A história das Falintil é única no mundo e quase inacreditável. Desde 1975, quando a Indonésia invadiu o Timor Leste, um punhado de homens não só encarnou como foi praticamente a única forma de resistência do país ao ocupante. O Exército indonésio chegou a ter 50 mil soldados no território, nunca menos de 30 mil, armados com o equipamento mais moderno, inclusive toneladas de napalm. Mesmo assim, só entre 1975 e 1979, as Falintil provocaram 20 mil baixas entre os soldados indonésios. Nos últimos anos, a guerrilha timorense estava reduzida a apenas 450 homens. As armas e os uniformes eram capturados do inimigo. “Até as cuecas que usávamos eram tiradas dos indonésios”, conta o comandante Falur Rate Laek da região III, atualmente oficial de ligação entre as Falintil e a ONU. Falur Rate Laek significa cadáver sem sepultura. O verdadeiro nome, Domingos Raul, o comandante mal lembra. “Nós somos a única guerrilha no mundo que nunca recebeu um tostão, uma bala, um grão de arroz, nem apoio diplomático de país nenhum.” Mesmo no imenso tabuleiro de xadrez da guerra fria, os peões timorenses nunca interessaram a ninguém. Nenhum país queria se indispor com a Indonésia.

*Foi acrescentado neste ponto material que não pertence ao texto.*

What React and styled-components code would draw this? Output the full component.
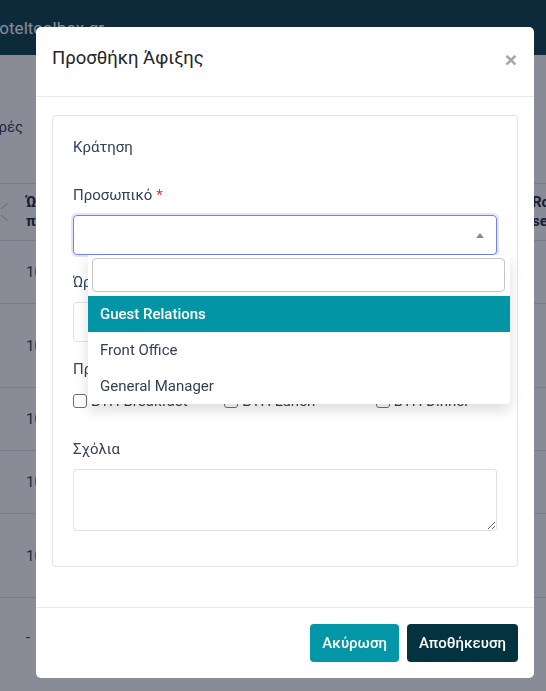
// Imports
import styled, {createGlobalStyle} from 'styled-components'



// Styles
const GlobalStyle = createGlobalStyle`
    html, body {
        margin:0;
        padding:0;
        height:100%;
        overflow:hidden;
    }
    body {
        background-color:#fff;
        font-family:Roboto, "Noto Sans", sans-serif;
    }
    * {
        box-sizing:border-box;
    }
`
const Page = styled.div`
    width:100%;
    height:100vh;
    overflow:hidden;
    background-color:#fff;
`
const Navbar = styled.header`
    height:55px;
    display:flex;
    align-items:center;
    background-color:#063c44;
`
const Brand = styled.span`
    color:#fff;
    font-size:17px;
    margin-left:-10px;
    white-space:nowrap;
`
const Toolbar = styled.div`
    height:128px;
    padding-top:61px;
`
const PageTitle = styled.h3`
    margin:0 0 0 -58px;
    font-size:15px;
    font-weight:400;
    line-height:22px;
    color:#2b3450;
    white-space:nowrap;
`
const Table = styled.div`
    display:flex;
    flex-direction:column;
`
const Row = styled.div`
    display:grid;
    height:${p => p.$h}px;
    align-items:center;
    border-top:1px solid #dde1e6;
    grid-template-columns:26px 1fr 14px;
`
const HeadCell = styled.div`
    font-size:15px;
    font-weight:700;
    line-height:19px;
    color:#1b2440;
    white-space:nowrap;
`
const Cell = styled.div`
    font-size:15px;
    color:#2f3854;
    white-space:nowrap;
`
const Backdrop = styled.div`
    inset:0;
    display:flex;
    position:fixed;
    align-items:flex-start;
    padding:27px 0 0 36px;
    background-color:rgba(20,24,48,0.5);
`
const Modal = styled.div`
    width:498px;
    display:flex;
    border-radius:5px;
    flex-direction:column;
    background-color:#fff;
`
const ModalHeader = styled.div`
    display:flex;
    align-items:flex-start;
    padding:17px 16px 24px 16px;
    justify-content:space-between;
    border-bottom:1px solid #e6e9ed;
`
const ModalTitle = styled.h5`
    margin:0;
    font-size:18.5px;
    font-weight:400;
    line-height:28px;
    color:#212529;
`
const CloseButton = styled.button`
    border:none;
    padding:0;
    margin:6px 1px 0 0;
    cursor:pointer;
    font-size:21px;
    font-weight:700;
    line-height:20px;
    color:#a3a3a3;
    font-family:"Liberation Sans", sans-serif;
    background-color:transparent;
`
const ModalBody = styled.div`
    padding:18px 16px 16px 16px;
`
const Card = styled.div`
    padding:20px;
    margin-bottom:24px;
    border-radius:4px;
    border:1px solid #dfe5ee;
`
const SectionTitle = styled.div`
    font-size:15px;
    line-height:22px;
    margin-bottom:26px;
    color:#35405a;
`
const FormGroup = styled.div`
    margin-bottom:${p => p.$mb || 16}px;
`
const Label = styled.label`
    display:block;
    font-size:15px;
    line-height:22px;
    color:#35405a;
    margin-bottom:${p => p.$mb || 9}px;
`
const Required = styled.span`
    color:#e3342f;
    margin-left:4px;
`
const SelectWrap = styled.div`
    position:relative;
`
const SelectBox = styled.div`
    height:40px;
    display:flex;
    padding:0 12px;
    border-radius:4px;
    align-items:center;
    justify-content:flex-end;
    border:1px solid #6f84e0;
    box-shadow:0 0 0 2px rgba(120,138,230,0.22);
`
const Arrow = styled.span`
    width:0;
    height:0;
    border-left:4px solid transparent;
    border-right:4px solid transparent;
    border-bottom:5px solid #8a8a8a;
`
const Dropdown = styled.div`
    top:40px;
    left:15px;
    z-index:10;
    width:422px;
    position:absolute;
    padding-top:3px;
    border-radius:0 0 4px 4px;
    background-color:#fff;
    box-shadow:0 6px 14px rgba(0,0,0,0.14);
`
const SearchInput = styled.input`
    width:413px;
    height:34px;
    outline:none;
    display:block;
    margin:0 0 4px 4px;
    border-radius:4px;
    border:1px solid #c6c6c6;
    background-color:#fff;
`
const Option = styled.div`
    height:36px;
    padding:0 12px;
    font-size:15px;
    line-height:36px;
    font-weight:${p => p.$active ? 500 : 400};
    color:${p => p.$active ? '#fff' : '#34405a'};
    background-color:${p => p.$active ? '#0295a5' : 'transparent'};
    border-radius:${p => p.$last ? '0 0 4px 4px' : '0'};
`
const Input = styled.input`
    width:100%;
    height:40px;
    display:block;
    outline:none;
    border-radius:4px;
    border:1px solid #dde3ea;
`
const CheckRow = styled.div`
    height:26px;
    display:grid;
    margin:0 -15px;
    grid-template-columns:repeat(3, 1fr);
`
const CheckItem = styled.label`
    gap:4px;
    display:flex;
    padding:0 15px;
    font-size:15px;
    color:#35405a;
    align-items:center;
    white-space:nowrap;
`
const Checkbox = styled.input`
    margin:0;
    width:14px;
    height:14px;
    appearance:none;
    border-radius:3px;
    border:1px solid #6e6e6e;
    background-color:#fff;
`
const TextArea = styled.textarea`
    width:100%;
    height:62px;
    display:block;
    outline:none;
    border-radius:3px;
    border:1px solid #dde3ea;
`
const ModalFooter = styled.div`
    gap:8px;
    display:flex;
    padding:16px;
    justify-content:flex-end;
    border-top:1px solid #e6e9ed;
`
const Button = styled.button`
    height:38px;
    border:none;
    color:#fff;
    padding:0 12px;
    cursor:pointer;
    font-size:15px;
    font-weight:500;
    border-radius:4px;
    font-family:Roboto, sans-serif;
    background-color:${p => p.$dark ? '#02333e' : '#0396a6'};
`



// Data
const rows = [
    {h:63, time:'10:00'},
    {h:84, time:'10:30'},
    {h:63, time:'10:30'},
    {h:63, time:'10:45'},
    {h:84, time:'10:45'},
    {h:78, time:'-'},
]
const options = ['Guest Relations', 'Front Office', 'General Manager']



// Sort Icon
const SortIcon = () => (
    <svg width="10" height="24" viewBox="0 0 10 24" fill="none" stroke="#cfd3da" strokeWidth="1.2">
        <path d="M1 9 L8 3"/>
        <path d="M1 15 L8 21"/>
    </svg>
)



// Main Function
const App = () => {
  return (
    <>
        <GlobalStyle/>
        <Page>
            <Navbar><Brand>hoteltoolbox.gr</Brand></Navbar>
            <Toolbar><PageTitle>Μεταφορές</PageTitle></Toolbar>
            <Table>
                <Row $h={57}>
                    <SortIcon/>
                    <HeadCell>Ώρα<br/>παραλαβής</HeadCell>
                    <HeadCell>Room<br/>service</HeadCell>
                </Row>
                {rows.map((r, i) => (
                    <Row key={i} $h={r.h}>
                        <Cell/>
                        <Cell>{r.time}</Cell>
                        <Cell/>
                    </Row>
                ))}
            </Table>
        </Page>
        <Backdrop>
            <Modal>
                <ModalHeader>
                    <ModalTitle>Προσθήκη Άφιξης</ModalTitle>
                    <CloseButton>×</CloseButton>
                </ModalHeader>
                <ModalBody>
                    <Card>
                        <SectionTitle>Κράτηση</SectionTitle>
                        <FormGroup>
                            <Label>Προσωπικό<Required>*</Required></Label>
                            <SelectWrap>
                                <SelectBox><Arrow/></SelectBox>
                                <Dropdown>
                                    <SearchInput type="text"/>
                                    {options.map((o, i) => (
                                        <Option key={o} $active={i === 0} $last={i === options.length - 1}>{o}</Option>
                                    ))}
                                </Dropdown>
                            </SelectWrap>
                        </FormGroup>
                        <FormGroup>
                            <Label>Ώρα άφιξης</Label>
                            <Input type="text"/>
                        </FormGroup>
                        <FormGroup $mb={24}>
                            <Label $mb={8}>Προτιμήσεις</Label>
                            <CheckRow>
                                <CheckItem><Checkbox type="checkbox"/>BTH Breakfast</CheckItem>
                                <CheckItem><Checkbox type="checkbox"/>BTH Lunch</CheckItem>
                                <CheckItem><Checkbox type="checkbox"/>BTH Dinner</CheckItem>
                            </CheckRow>
                        </FormGroup>
                        <FormGroup $mb={15}>
                            <Label>Σχόλια</Label>
                            <TextArea/>
                        </FormGroup>
                    </Card>
                </ModalBody>
                <ModalFooter>
                    <Button>Ακύρωση</Button>
                    <Button $dark>Αποθήκευση</Button>
                </ModalFooter>
            </Modal>
        </Backdrop>
    </>
  )
}



// Export
export default App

Quando as milícias e o Exército indonésio começaram a incendiar o país, a matar a população a machadadas, as Falintil receberam ordens de Xanana Gusmão, ainda na prisão, para não intervir. “Foi o mais difícil de todos esses anos de sofrimento”, conta o comandante Falur, quase em lágrimas. “Como segurar esses homens que viam seus irmãos sendo cortados em pedaços quando nós mesmos queríamos ir lá e acabar com aquilo? Mas nós obedecemos”, diz. Xanana queria evitar uma guerra civil e permitir a intervenção militar internacional, o que acabou ocorrendo em 1999.

Desde então, as Falintil estão acantonadas em Aileu, próxima a Díli. Por causa do acordo de desarmamento da guerrilha assinado entre a ONU e a Indonésia, eles praticamente não podem sair de lá, nem andar armados. Esses combatentes estavam quase passando fome, vivendo da ajuda humanitária, sem fazer nada o dia inteiro. Enquanto isso, nas ruas e estradas patrulham tropas internacionais, a maioria soldados de 20 anos que nunca deram um tiro numa guerra e desconhecem o terreno. Os veteranos das Falintil têm mais anos de guerrilha do que a maior parte dos soldados estrangeiros.